The fuss is that even though there isn’t one jarring or terribly traumatic thing that happened to me, there are a series of small transgressions or occurrences that happened that embedded the anger. Apart from the anger that is of my bloodline and that which is within the psyche of black people, I perhaps did experience trauma. Being beaten in excess of what my misdemeanors warranted; being the object of a parent releasing their own emotional frustrations, even if it only happened once in a while (You know an excessive beating when you receive one. It is no longer about you but about the other person’s demons); and perhaps even other things that happened socially speaking, among friends – perhaps things that bruised my ego and planted a seed of anger that took root because the issue was never resolved, even internally by me. Perhaps I was not yet mentally equipped to do so. So anger sprouted. Truthfully speaking, there are a number of things that if we picked my history with a fine tooth comb, we could identify as adding to or building latent anger within me. And because I have agency and am an adult, and I want to be “normal”, it is imperative that I do the work. I can’t blame my mom…I know she did the best she could and she was no monster. I can’t blame the history of my people or my bloodline – it is what it is. The responsibility is mine to do better. For myself, my child and future generations. If I live mindfully, introspectively and engage in a great deal of self-reflexivity, I will know where my faultlines lie, what my afflictions are and how I correct and heal them. But how many of us live in this state? And so how many of us are going to unconsciously perpetuate things we see in society and that we know are wrong, but seem to think are someone else’s problem? Many of us. I wonder what measures can be taken in parenting to also create self-aware children? So that the self-aware are not just a select few, or those whose personalities incline them to be deep thinkers or very in touch with their inner selves. Proposals/suggestions anyone?

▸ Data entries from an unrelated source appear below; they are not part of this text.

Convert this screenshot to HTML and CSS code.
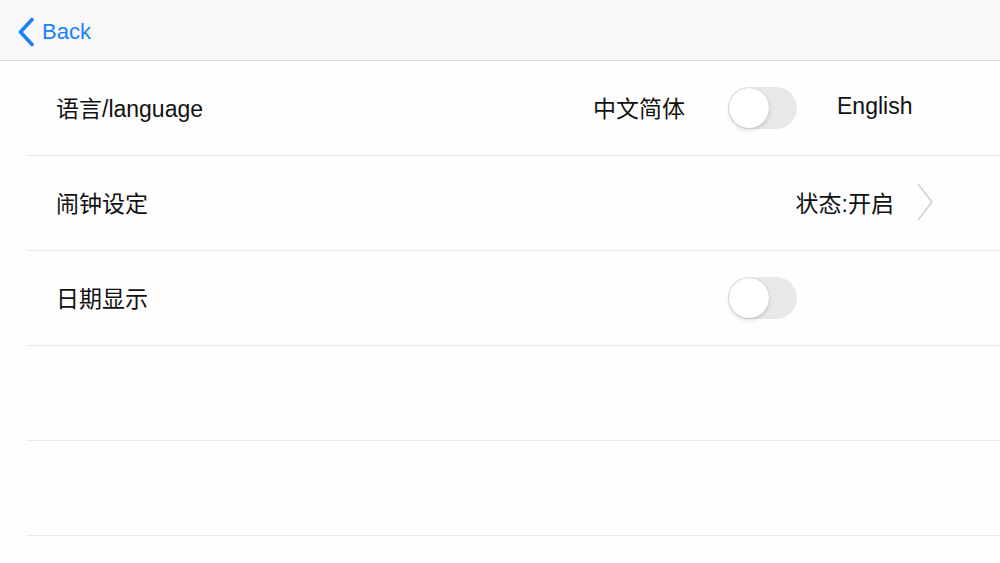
FILE: index.html
```html
<!doctype html>
<html lang="zh-CN">
 <head>
  <meta charset="UTF-8">
  <meta name="viewport" content="width=device-width, initial-scale=1.0">
  <title>设置</title>
  <link rel="stylesheet" href="styles.css">
 </head>
 <body>
  <div class="nav-bar">
    <a class="back" href="#">
      <svg class="back-icon" width="20" height="30" viewBox="0 0 20 30">
        <path d="M15 2.5 L3.5 15 L15 27.5" fill="none" stroke="#1a82fb" stroke-width="3.6" stroke-linecap="round" stroke-linejoin="round"/>
      </svg>
      <span>Back</span>
    </a>
  </div>

  <ul class="settings">
    <li class="row">
      <span class="label">语言/language</span>
      <span class="side-text">中文简体</span>
      <span class="switch"><span class="knob"></span></span>
      <span class="side-label">English</span>
    </li>
    <li class="row row-link">
      <span class="label">闹钟设定</span>
      <span class="status">状态:开启</span>
      <svg class="chevron" width="18" height="40" viewBox="0 0 18 40">
        <path d="M2 2 L16 20 L2 38" fill="none" stroke="#cfcdd2" stroke-width="1.4" stroke-linejoin="round"/>
      </svg>
    </li>
    <li class="row">
      <span class="label">日期显示</span>
      <span class="switch"><span class="knob"></span></span>
      <span class="side-label"></span>
    </li>
    <li class="row"></li>
    <li class="row"></li>
  </ul>
 </body>
</html>
```

FILE: styles.css
```css
body {
    margin: 0;
    background: #fefefe;
    font-family: "Liberation Sans", "Noto Sans CJK SC", sans-serif;
    color: #111;
}
.nav-bar {
    height: 57px;
    padding-top: 3px;
    background: #f8f7f9;
    border-bottom: 1px solid #d9d7dc;
    display: flex;
    align-items: center;
    padding-left: 17px;
}
.back {
    display: flex;
    align-items: center;
    color: #1a82fb;
    text-decoration: none;
    font-size: 22px;
    gap: 5px;
}
.back-icon {
    display: block;
}
.settings {
    list-style: none;
    margin: 0 0 0 27px;
    padding: 0;
}
.row {
    height: 91px;
    padding: 0 89px 3px 29px;
    border-bottom: 1px solid #ebe9ed;
    display: flex;
    align-items: center;
    font-size: 23px;
}
.label {
    margin-right: auto;
}
.side-text {
    margin-right: 43px;
}
.switch {
    position: relative;
    width: 69px;
    height: 42px;
    margin-top: 3px;
    border-radius: 21px;
    background: #e8e7ea;
}
.knob {
    position: absolute;
    left: 1px;
    top: 1px;
    width: 40px;
    height: 40px;
    border-radius: 50%;
    background: #fff;
    box-shadow: 0 2px 4px rgba(0, 0, 0, 0.15), 0 0 1px rgba(0, 0, 0, 0.2);
}
.side-label {
    width: 74px;
    margin-left: 40px;
}
.row-link {
    padding-right: 66px;
}
.chevron {
    margin-left: 22px;
    display: block;
}
```
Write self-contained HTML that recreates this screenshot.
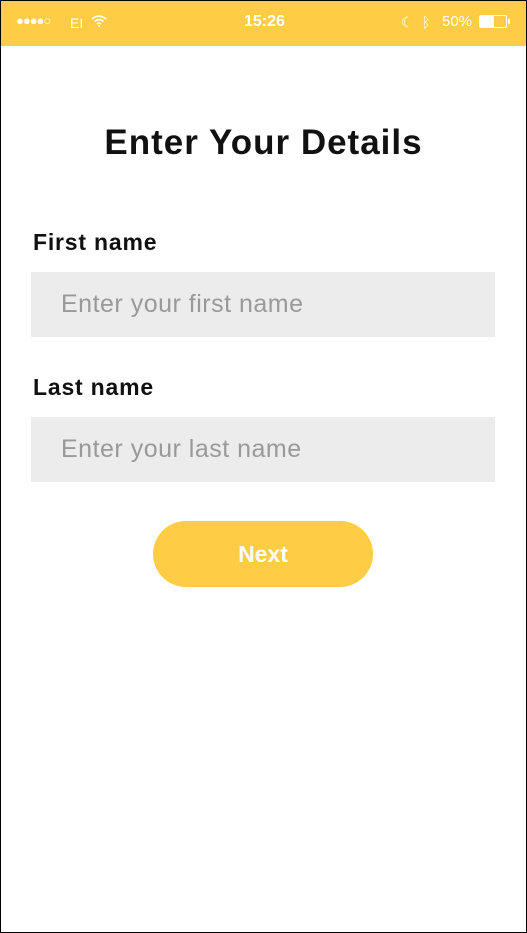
<!DOCTYPE html>
<html><head><style>
*{margin:0;padding:0;box-sizing:border-box}
html,body{width:527px;height:933px;background:#000;overflow:hidden;font-family:"Liberation Sans",sans-serif}
.scr{position:absolute;left:1px;top:1px;width:525px;height:931px;background:#fff}
.sb{position:absolute;left:0;top:0;width:525px;height:45px;background:#ffcd45;color:#fff;font-size:14px}
.abs{position:absolute}
h1{position:absolute;top:122px;width:525px;text-align:center;font-size:35px;font-weight:bold;color:#111;letter-spacing:1px}
.lbl{position:absolute;left:32px;font-size:23px;font-weight:bold;color:#111;letter-spacing:0.8px}
.inp{position:absolute;left:30px;width:464px;height:65px;background:#ececec;color:#999;font-size:25px;padding-left:30px;line-height:65px;letter-spacing:0.5px}
.btn{position:absolute;left:152px;top:520px;width:220px;height:66px;border-radius:33px;background:#ffcd45;color:#fff;font-size:23px;font-weight:bold;text-align:center;line-height:66px}
</style></head><body><div class="scr">
<div class="sb">
<div class="abs" style="left:15px;top:12px;font-size:13px;letter-spacing:-1px">●●●●○</div>
<div class="abs" style="left:69px;top:14px">EI</div>
<svg class="abs" style="left:90px;top:13px" width="16" height="13" viewBox="0 0 16 13"><path d="M1 5a10 10 0 0 1 14 0M3.5 7.5a6.5 6.5 0 0 1 9 0M6 10a3 3 0 0 1 4 0" stroke="#fff" stroke-width="1.6" fill="none"/><circle cx="8" cy="12" r="1" fill="#fff"/></svg>
<div class="abs" style="left:243px;top:12px;font-size:16px;font-weight:bold">15:26</div>
<div class="abs" style="left:400px;top:13px">☾</div>
<div class="abs" style="left:421px;top:13px">ᛒ</div>
<div class="abs" style="left:441px;top:12px;font-size:15px">50%</div>
<div class="abs" style="left:478px;top:14px;width:28px;height:13px;border:1px solid #fff;border-radius:2px"><div style="width:14px;height:11px;background:#fff"></div></div>
<div class="abs" style="left:507px;top:18px;width:2px;height:5px;background:#fff"></div>
</div>
<h1>Enter Your Details</h1>
<div class="lbl" style="top:228px">First name</div>
<div class="inp" style="top:271px">Enter your first name</div>
<div class="lbl" style="top:373px">Last name</div>
<div class="inp" style="top:416px">Enter your last name</div>
<div class="btn">Next</div>
</div></body></html>
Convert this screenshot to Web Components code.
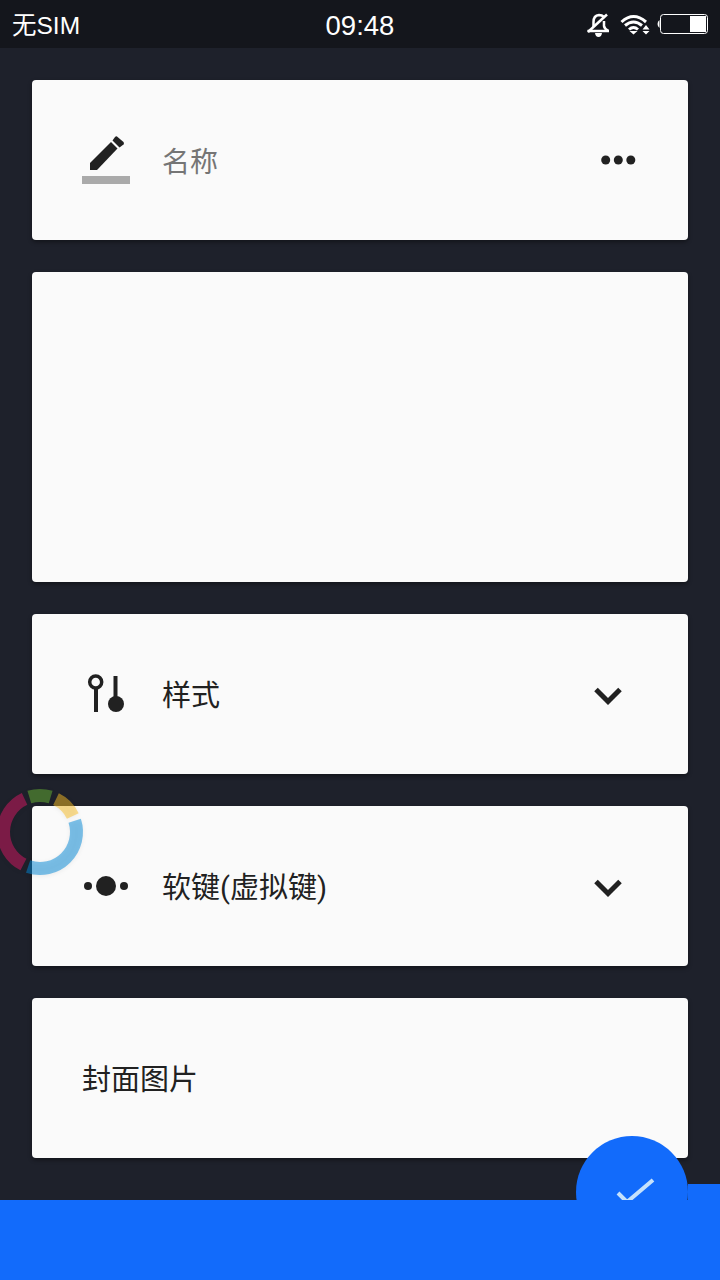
<!DOCTYPE html>
<html>
<head>
<meta charset="utf-8">
<style>
  html, body { margin: 0; padding: 0; height: 100%; }
  body { background: #1e212b; font-family: Roboto, "Noto Sans CJK SC", sans-serif; }
</style>
</head>
<body>
<app-screen>
  <status-bar slot="status"></status-bar>
  <form-card hint>
    <svg slot="icon" width="48" height="48" viewBox="0 0 48 48" fill="#212121"><path d="M8 34 L8 27 L29 6 L35.500 12.500 L15 34Z"/><path d="M30.500 4.500 L33 1 Q34 0 35 .5 L41.500 6 Q42.500 7 41.500 8.500 L37.500 11.500Z"/><rect y="40" width="48" height="8" fill="#aaaaaa"/></svg>
    <span style="color:#757575;font-size:28px">名称</span>
    <svg slot="end" width="35" height="10" viewBox="0 0 35 10" fill="#212121" style="margin-right:2px"><circle cx="4.700" cy="5" r="4.500"/><circle cx="17.300" cy="5" r="4.500"/><circle cx="29.800" cy="5" r="4.500"/></svg>
  </form-card>
  <form-card tall></form-card>
  <form-card>
    <svg slot="icon" width="48" height="48" viewBox="0 -6 48 48" fill="#212121"><circle cx="13.700" cy="6" r="6" fill="none" stroke="#212121" stroke-width="3.500"/><rect x="12" y="11" width="4" height="25"/><rect x="31.500" y="0" width="4" height="24"/><circle cx="34" cy="28" r="8"/></svg>
    <span>样式</span>
    <chevron-icon slot="end"></chevron-icon>
  </form-card>
  <form-card>
    <svg slot="icon" width="48" height="48" viewBox="0 0 48 48" fill="#212121"><circle cx="6" cy="24" r="4"/><circle cx="24" cy="24" r="10"/><circle cx="42" cy="24" r="4"/></svg>
    <span>软键(虚拟键)</span>
    <chevron-icon slot="end"></chevron-icon>
  </form-card>
  <form-card>
    <span>封面图片</span>
  </form-card>
  <done-fab slot="overlay"></done-fab>
  <loading-ring slot="overlay"></loading-ring>
  <bottom-bar slot="bottom"></bottom-bar>
</app-screen>

<script>
class AppScreen extends HTMLElement {
    connectedCallback() {
        const shadowRoot = this.attachShadow({mode: 'open'});
        shadowRoot.innerHTML = `<style>
          :host{
            display: flex;
            flex-direction: column;
            position: relative;
            width: 720px;
            height: 1280px;
            overflow: hidden;
            background: #1e212b;
          }
          main{
            flex: 1;
            display: flex;
            flex-direction: column;
            gap: 32px;
            padding: 32px;
            min-height: 0;
          }
        </style>
        <slot name="status"></slot>
        <main><slot></slot></main>
        <slot name="overlay"></slot>
        <slot name="bottom"></slot>`;
    }
}
customElements.define('app-screen', AppScreen);

class StatusBar extends HTMLElement {
    connectedCallback() {
        const shadowRoot = this.attachShadow({mode: 'open'});
        shadowRoot.innerHTML = `<style>
          :host{
            display: grid;
            grid-template-columns: 1fr auto 1fr;
            align-items: center;
            height: 48px;
            padding: 0 12px;
            box-sizing: border-box;
            background: #14161c;
            color: #fff;
            font-family: "Liberation Sans", "Noto Sans CJK SC", sans-serif;
          }
          .carrier{ font-size: 24.500px; line-height: 28px; padding-top: 4px; }
          .time{ font-size: 27.500px; padding-top: 4px; }
          .right{ display: flex; justify-content: flex-end; align-items: center; }
          svg{ display: block; }
        </style>
        <span class="carrier">无SIM</span>
        <span class="time">09:48</span>
        <div class="right">
          <svg width="24" height="26" viewBox="0 -1 24 26" fill="none" stroke="#fff" stroke-width="2.500"><path d="M7.500 15 V10 Q7.500 3.500 13 3 Q16 3 18 5"/><path d="M18 9 V14 Q18.500 17 22.500 19"/><path d="M1.500 19 H23"/><path d="M2 20 L21 2.500"/><path fill="#fff" stroke="none" d="M9 21 H16 Q15.500 25 12.500 25 Q9.500 25 9 21Z"/></svg>
          <svg style="margin-left:10px" width="30" height="24" viewBox="0 0 30 24" fill="none" stroke="#fff" stroke-width="3"><path d="M1.500 10 Q13.500 -1 26 10"/><path d="M5 13.500 Q13.500 6.500 22 13.500"/><path d="M9 17.500 Q13.500 13.500 18 17.500"/><path fill="#fff" stroke="none" d="M9.500 19 L17.500 19 L13.500 22.500Z M22.500 17.500 L29.500 17.500 L26 13Z M22.500 19 L29.500 19 L26 22.500Z"/></svg>
          <svg style="margin-left:7px" width="51" height="20" viewBox="0 0 51 20"><path fill="#fff" d="M2.500 6 L2.500 14 Q.5 12.500.5 10 Q.5 7.500 2.500 6Z"/><rect x="3.500" y=".5" width="47" height="19" rx="3" fill="none" stroke="#fff"/><rect x="33" y="2" width="16" height="16" fill="#fff"/></svg>
        </div>`;
    }
}
customElements.define('status-bar', StatusBar);

class FormCard extends HTMLElement {
    connectedCallback() {
        const shadowRoot = this.attachShadow({mode: 'open'});
        shadowRoot.innerHTML = `<style>
          :host{
            display: flex;
            align-items: center;
            flex: none;
            height: 160px;
            padding: 0 50px;
            box-sizing: border-box;
            background: #fafafa;
            border-radius: 4px;
            box-shadow: 0 2px 4px rgba(0,0,0,.4);
            color: #212121;
            font-size: 29px;
          }
          :host([tall]){ height: 310px; }
          .icon{ display: flex; }
          .icon slot::slotted(svg){ display: block; margin-right: 32px; }
          .text{ flex: 1; padding-bottom: 2px; }
          :host([hint]) .text{ padding-bottom: 0; }
          .end{ display: flex; }
        </style>
        <div class="icon"><slot name="icon"></slot></div>
        <div class="text"><slot></slot></div>
        <div class="end"><slot name="end"></slot></div>`;
    }
}
customElements.define('form-card', FormCard);

class ChevronIcon extends HTMLElement {
    connectedCallback() {
        const shadowRoot = this.attachShadow({mode: 'open'});
        shadowRoot.innerHTML = `<style>
          :host{ display: block; margin: 4px 15px 0 0; height: 20px; }
          svg{ display: block; }
        </style>
        <svg width="30" height="20" viewBox="0 0 30 20"><path fill="none" stroke="#212121" stroke-width="5" d="M3 3.500 L15 15.500 L27 3.500"/></svg>`;
    }
}
customElements.define('chevron-icon', ChevronIcon);

class DoneFab extends HTMLElement {
    connectedCallback() {
        const shadowRoot = this.attachShadow({mode: 'open'});
        shadowRoot.innerHTML = `<style>
          :host{
            position: absolute;
            left: 576px;
            top: 1136px;
            width: 112px;
            height: 112px;
            border-radius: 50%;
            background: #126bfb;
          }
          svg{ display: block; position: absolute; left: 36px; top: 36px; }
        </style>
        <svg width="44" height="44" viewBox="0 0 44 44"><path fill="none" stroke="#c5e1fb" stroke-width="4" d="M6 21 L15 30 L41 8"/></svg>`;
    }
}
customElements.define('done-fab', DoneFab);

class BottomBar extends HTMLElement {
    connectedCallback() {
        const shadowRoot = this.attachShadow({mode: 'open'});
        shadowRoot.innerHTML = `<style>
          :host{
            display: block;
            position: relative;
            flex: none;
            height: 80px;
            background: #126bfb;
          }
          .corner{
            position: absolute;
            right: 0;
            top: -16px;
            width: 32px;
            height: 16px;
            background: #126bfb;
          }
        </style>
        <div class="corner"></div>`;
    }
}
customElements.define('bottom-bar', BottomBar);

class LoadingRing extends HTMLElement {
    connectedCallback() {
        const shadowRoot = this.attachShadow({mode: 'open'});
        shadowRoot.innerHTML = `<style>
          :host{
            position: absolute;
            left: -4px;
            top: 788px;
            width: 88px;
            height: 88px;
          }
          svg{ display: block; overflow: visible; filter: drop-shadow(0 1px 2px rgba(0,0,0,.12)); }
        </style>
        <svg width="88" height="88" viewBox="-44 -44 88 88" fill="none" stroke-width="13">
          <path stroke="rgba(218,24,100,.5)" d="${arc(36.5, 207, 335)}"/>
          <path stroke="rgba(104,182,52,.5)" d="${arc(36.5, 343, 377)}"/>
          <path stroke="rgba(250,190,36,.5)" d="${arc(36.5, 386, 424)}"/>
          <path stroke="rgba(0,136,216,.5)" d="${arc(36.5, 432, 559)}"/>
        </svg>`;
    }
}
// degrees clockwise from the top
function arc(r, from, to) {
    const pt = a => {
        const t = a * Math.PI / 180;
        return (r * Math.sin(t)).toFixed(2) + ' ' + (-r * Math.cos(t)).toFixed(2);
    };
    return `M${pt(from)} A${r} ${r} 0 ${to - from > 180 ? 1 : 0} 1 ${pt(to)}`;
}
customElements.define('loading-ring', LoadingRing);
</script>
</body>
</html>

I have to say that I am IMMENSELY grateful that my prayers have been heard, because in this year, I have managed to consciously discipline my son. Not only did I pray to be a better parent, I prayed, and have beeeeeen praying for a number of years, for God to help me deal with my anger. I know that hurt people, hurt people. So it’s not just about adopting better parenting strategies but rather healing from my own trauma. This is work in progress. But I have not beat my child since making the decision to talk rather than hit. I say beat as opposed to hit. Because frankly speaking, I used to beat him – with all that pent up emotional anger. I have instead (once) used a stick with him for blatant disobedience. And for the first time, I was calm, non-emotional and the strikes on his hand matched the transgression. Because there is a difference between hitting your child with a hand, an object and a stick. Objects, much like a hand, tend to carry a different meaning, especially if you’re going to pelt someone all over their body or throw things at them. Perhaps the Bible says “rod” for a reason. I leave it up to personal conviction about whether you discipline with a stick (I prefer on the hand) or not at all, because you choose rather to talk to a child or use a privilege revoking system. They all work. And if you are going to discipline with a stick, please be honest with yourself – if you are broken, have latent trauma or tend to be excessively angry with a child’s disobedience, please rather not do it. Rather choose another form of discipline. Take it from someone that carries a deep weight of remorse for the harm they have already inflicted on their child in the name of discipline.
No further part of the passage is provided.